- The eleven power distribution companies in the country have declared that the Nigerian electricity industry is on the verge of collapse as a result of the poor tariffs being charged consumers. Although they did not call for an increase in the electricity tariffs, the Discos warned that the sector was under grave threat on account of various operational challenges occasioned by the exorbitant and unstable naira to dollar exchange rate. Meanwhile, NERC has fined the Transmission Company of Nigeria ₦47.6 million for various regulatory breaches. NERC says TCN failed to submit its audited financial reports, in the process violating Section 63 (1) of the Electric Power Sector Reform Act, 2005, which stipulated that “a licensee shall comply with the provisions of its licence, regulations, codes and other requirements issued by NERC from time to time.” TCN has up to two weeks from December 2, 2016 when the disciplinary order was signed by its acting Chairman, Tony Akah; and the General Manager, Legal, Licensing and Enforcement, Olufunke Dinneh, to pay up. The fine would attract a five percent interest each day after the due date.
- The FG has said it was looking the way of the IMF and the World Bank for some of its external borrowing. According to the government, both institutions have some “concessionary terms” attached to borrowing packages. Minister of Budget and National Planning, Senator Udo Udoma, told the Assistant Secretary for Multilateral Affairs of the Trade and Policy Department at the French Treasury, Mr Guillaume Chabert, that “the stimulative effect of investing in infrastructure was enormous and was the surest way of setting the country on the path of growth and sustainable development.” Udoma also said that the FG is working on a National Economic Recovery and Growth Plan, which is tailored to move the country’s economy out of recession and set it on a growth path. “Our plan is that we should be able, within that plan period (2017– 2020), to achieve not less than 7% growth. Udoma’s statement came as the DMO said, yesterday, it had raised the ₦1.18 trillion, which is the domestic component of the 2016 budgeted borrowing.

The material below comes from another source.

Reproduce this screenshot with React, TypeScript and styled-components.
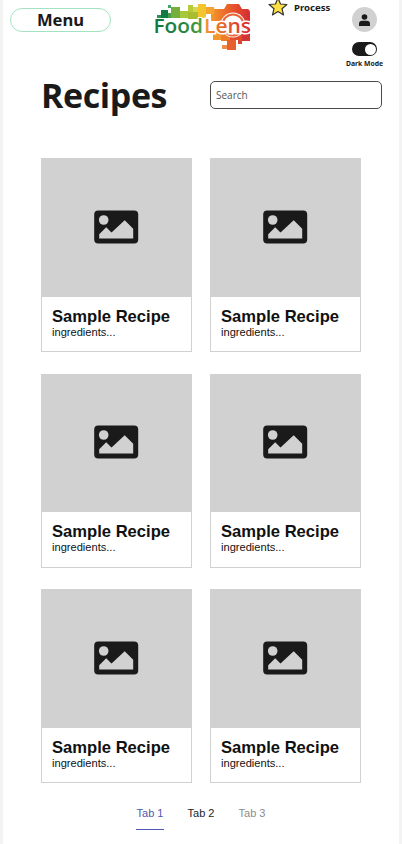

- WTI Crude experienced a sharp selloff during trading on Wednesday with prices dipping below $50 as concerns heightened over OPEC’s record high output for November. Bearish investors were offered further encouragement to drag prices lower after reports of crude oil inventories rising rekindled anxieties over the excessive oversupply in the global markets. Investors have started to digest the painful OPEC reality with the fading positive effects of last week’s unexpected production deal exposing Oil to downside risks. Scepticism and pessimism have already heightened over OPEC’s ability to fulfil the 32.5 mbpd production ceiling in January while there are some fears over the success of the pending OPEC and non-OPEC meeting tomorrow.
- The Lagos state Internal Revenue Service has given all taxpayers in the state a 16-day grace period to pay their taxes, after which prosecution will begin. Monsurat Amasa, the head of corporate affairs of the agency, said tax defaulters are encouraged to remit all overdue taxes/levies due in December to avoid prosecution. The grace period, which began on December 1, would lapse on December 16. The taxes and levies expected to remitted during the grace period are: Tax audit liability of back years, Personal income tax (PAYE, Direct assessment, self-assessment), Withholding Tax, Hotel occupancy and restaurants consumption tax and Land use charge and Ground rent.